Valeria es la más tranquila, con paciencia dialoga con su madre para consensuar las respuestas. En Yitomir, su ciudad, dejaron a su hermano de 21 años, «porque los hombres mayores de 18 años se quedan allí», explica. Hablan con él todos los días. Le hubiese gustado irse con ellas. Su seguridad es lo que más les preocupa porque cuando salieron de su ciudad la guerra ya estaba allí.

Vita y Tatiana unieron sus destinos cuando decidieron marcharse de Chernigov para ayudar a una madre y a sus diez hijos a llegar hasta Cáceres. Tatiana es enfermera y Vita trabajaba con los niños de la comunidad religiosa a la que pertenecen ambas. Han dejado a sus familias en Ucrania. La primera a cuatro hermanos y la segunda a ocho. Vita está algo más tranquila, la guerra no ha llegado a su región, Rivne, y su familia «vive en un pueblo pequeño que está tranquilo». Lo que más echa de menos Tatiana es también a su familia, «siguen vivos, residen en la región de Rivne, que está más tranquila que Chernigov».

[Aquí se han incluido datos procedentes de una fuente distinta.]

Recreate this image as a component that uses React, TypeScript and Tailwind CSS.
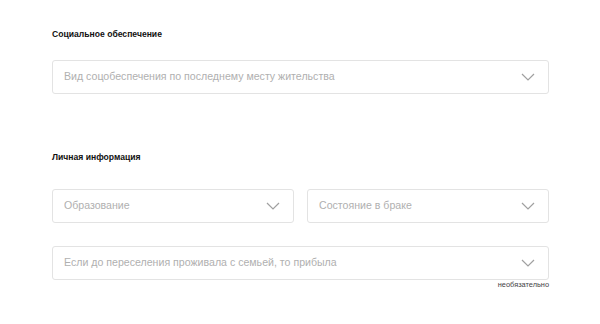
const Chevron = () => (
  <svg width="14" height="8" viewBox="0 0 14 8" fill="none" className="shrink-0">
    <path d="M1 1l6 6 6-6" stroke="#a0a0a0" strokeWidth="1.2" />
  </svg>
)

type SelectProps = {
  placeholder: string
  className?: string
}

const FakeSelect = ({ placeholder, className = '' }: SelectProps) => (
  <div
    className={`flex h-[34px] items-center justify-between rounded-[3px] border border-[#e3e3e3] bg-white pl-[11px] pr-[13px] ${className}`}
  >
    <span className="truncate text-[10.6px] text-[#b0b0b0]">{placeholder}</span>
    <Chevron />
  </div>
)

export default function App() {
  return (
    <div
      className="h-[324px] w-[600px] bg-white pl-[52px] pr-[51px] pt-[29px]"
      style={{ fontFamily: '"Liberation Sans", Arial, sans-serif' }}
    >
      <h2 className="text-[8.6px] font-bold leading-[10px] text-[#111]">Социальное обеспечение</h2>
      <FakeSelect className="mt-[21px]" placeholder="Вид соцобеспечения по последнему месту жительства" />

      <h2 className="mt-[58px] text-[8.6px] font-bold leading-[10px] text-[#111]">Личная информация</h2>
      <div className="mt-[27px] grid grid-cols-2 gap-[13px]">
        <FakeSelect placeholder="Образование" />
        <FakeSelect placeholder="Состояние в браке" />
      </div>

      <FakeSelect className="mt-[23px]" placeholder="Если до переселения проживала с семьей, то прибыла" />
      <p className="mt-[1px] text-right text-[7.4px] leading-[8px] text-[#444]">необязательно</p>
    </div>
  )
}
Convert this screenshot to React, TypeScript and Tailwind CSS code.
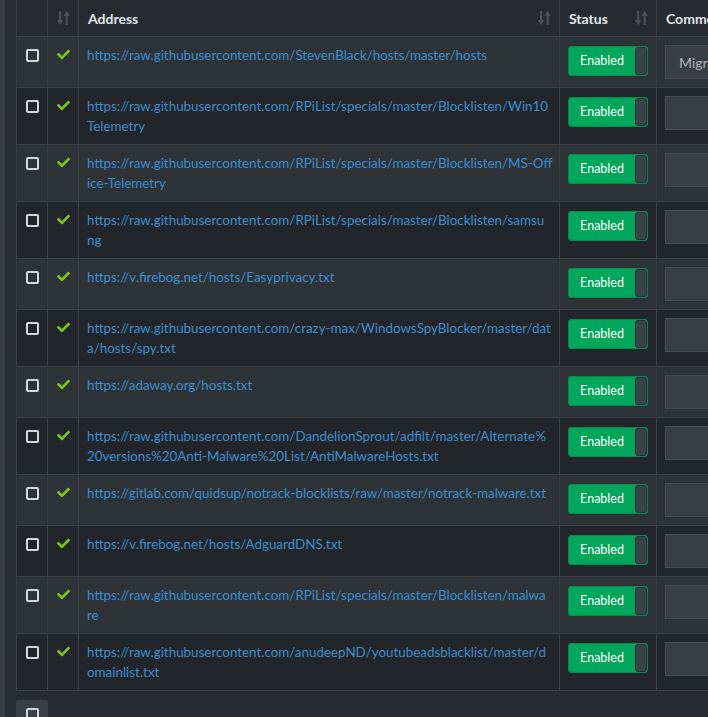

La más sonriente es Oxana, en su país era ayudante de cocina. Pero la sonrisa desaparece de su cara cuando cuenta que dejó todo lo que tenía y que no sabe si volverá a su ciudad porque «muchos edificios fueron destruidos». Extraña a sus dos hermanos y a su hermana, que se quedaron en su país. Ahora tiene otra familia, la de los refugiados que viven con ella en el hotel Neptuno y con los que todos los días acude a comer y cenar al restaurante de Antonio Hurtado.     

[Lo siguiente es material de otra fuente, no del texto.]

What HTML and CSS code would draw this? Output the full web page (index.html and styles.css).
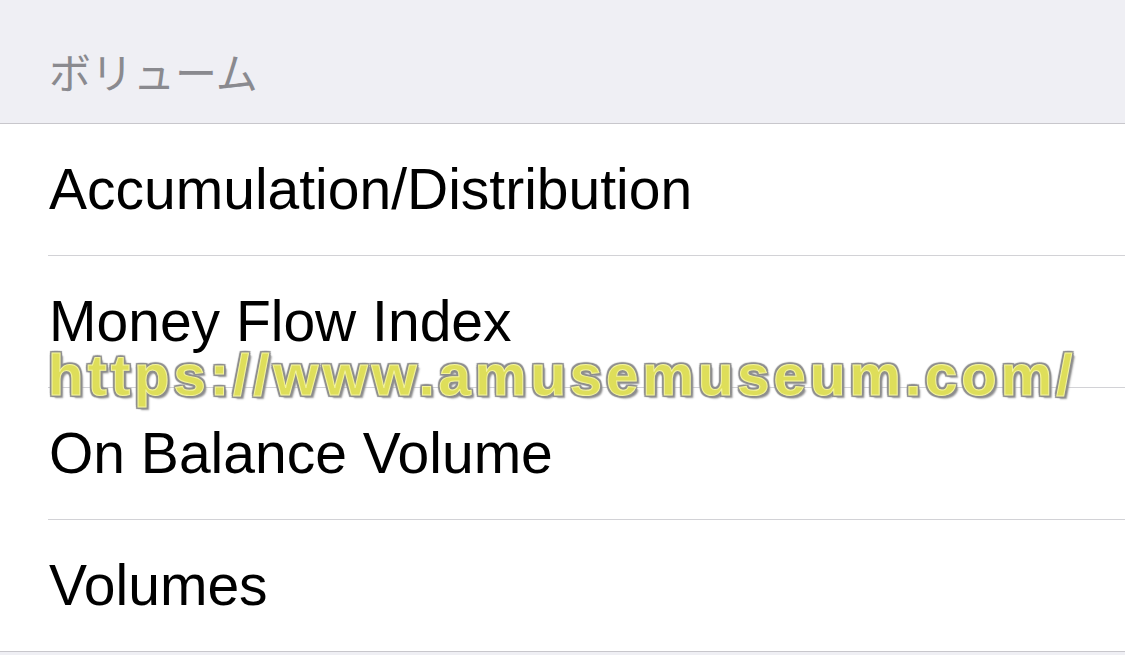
FILE: index.html
```html
<!DOCTYPE html>
<html lang="ja">
<head>
  <meta charset="UTF-8" />
  <title>ボリューム</title>
  <meta name="viewport" content="width=device-width, initial-scale=1.0" />
  <link rel="stylesheet" href="styles.css">
</head>
<body>
  <div class="cabecalho">ボリューム</div>

  <ul class="lista">
    <li class="item"><span class="rotulo">Accumulation/Distribution</span></li>
    <li class="item"><span class="rotulo">Money Flow Index</span></li>
    <li class="item"><span class="rotulo">On Balance Volume</span></li>
    <li class="item"><span class="rotulo">Volumes</span></li>
  </ul>

  <div class="marca">https://www.amusemuseum.com/</div>
</body>
</html>
```

FILE: styles.css
```css
body {
  background-color: #efeff4;
  margin: 0;
  font-family: 'Liberation Sans', Arial, sans-serif;
  position: relative;
  height: 655px;
  overflow: hidden;
}
.cabecalho {
  height: 124px;
  box-sizing: border-box;
  padding: 0 0 31px 49px;
  display: flex;
  align-items: flex-end;
  font-family: 'Noto Sans CJK JP', sans-serif;
  font-size: 42px;
  color: #8a8a8f;
  border-bottom: 1px solid #c8c7cc;
  line-height: 1;
}
.lista {
  list-style: none;
  margin: 0;
  padding: 0 0 0 48px;
  background-color: #fff;
  border-bottom: 1px solid #c8c7cc;
}
.item {
  height: 132px;
  box-sizing: border-box;
  display: flex;
  align-items: center;
  border-bottom: 1px solid #d2d2d6;
  padding-left: 1px;
}
.item:last-child {
  border-bottom: none;
  height: 131px;
}
.rotulo {
  font-size: 57px;
  color: #000;
  line-height: 1;
}
.marca {
  position: absolute;
  left: 48px;
  top: 341px;
  font-family: 'Liberation Sans', Arial, sans-serif;
  font-weight: bold;
  font-size: 58px;
  letter-spacing: 4px;
  color: #dede5a;
  -webkit-text-stroke: 1px #f4f49c;
  text-shadow: 2px 0 1px #8e8e8e, -2px 0 1px #8e8e8e, 0 2px 1px #8e8e8e, 0 -2px 1px #8e8e8e,
    2px 2px 1px #8e8e8e, -2px -2px 1px #8e8e8e, 2px -2px 1px #8e8e8e, -2px 2px 1px #8e8e8e,
    3px 3px 2px #9a9a9a;
  white-space: nowrap;
}
```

Ciudades de procedencia de las refugiadas y distancia con Cáceres. PEPE BERMEJO

Los nueve están en la ciudad gracias a la familia Cáceres Pajuelo, que fueron sus anfitriones en los primeros días. Lo que en principio iba a ser acoger a una familia de once miembros (una madre y sus diez hijos) se convirtió en 27 niños y mujeres ucranianas que en poco más de una semana han ido pasando por su casa hasta que la asociación Accem, de apoyo a refugiados, les ha buscado otro alojamiento en hoteles de la ciudad.

Pese a que ya no residen en su casa, «seguimos implicados con ellos», apunta María Cáceres Pajuelo. Ayer mismo les acompañaron a una tienda de telefonía para comprarles tarjetas para seguir en contacto con sus familiares. Han corrido con los gastos de su estancia desde que llegaron a Cáceres. Han contado con ayudas de particulares y han creado una cuenta. Su número para colaborar es ES5221032696740030101652.

Ahora, entre lo más urgente que necesitan, una vez que ya tienen garantizado el alojamiento y la manutención, es ropa y calzado de primavera. La única ropa que traían las refugiadas es de invierno. El teléfono de contacto es 625046093.

En el restaurante, que colabora con Accem, ha terminado la hora de la comida. Todas se van levantando y amablemente se despiden. La mesa alargada se va quedando vacía. Tatiana es la última en marcharse. Me invita a irme con ella a seguir entrevistando a más refugiadas que a esa hora estarán en el hotel. Le digo que no, que me tengo que ir a comer a mi casa. Se despide con una última frase en el traductor del móvil: «Buen provecho».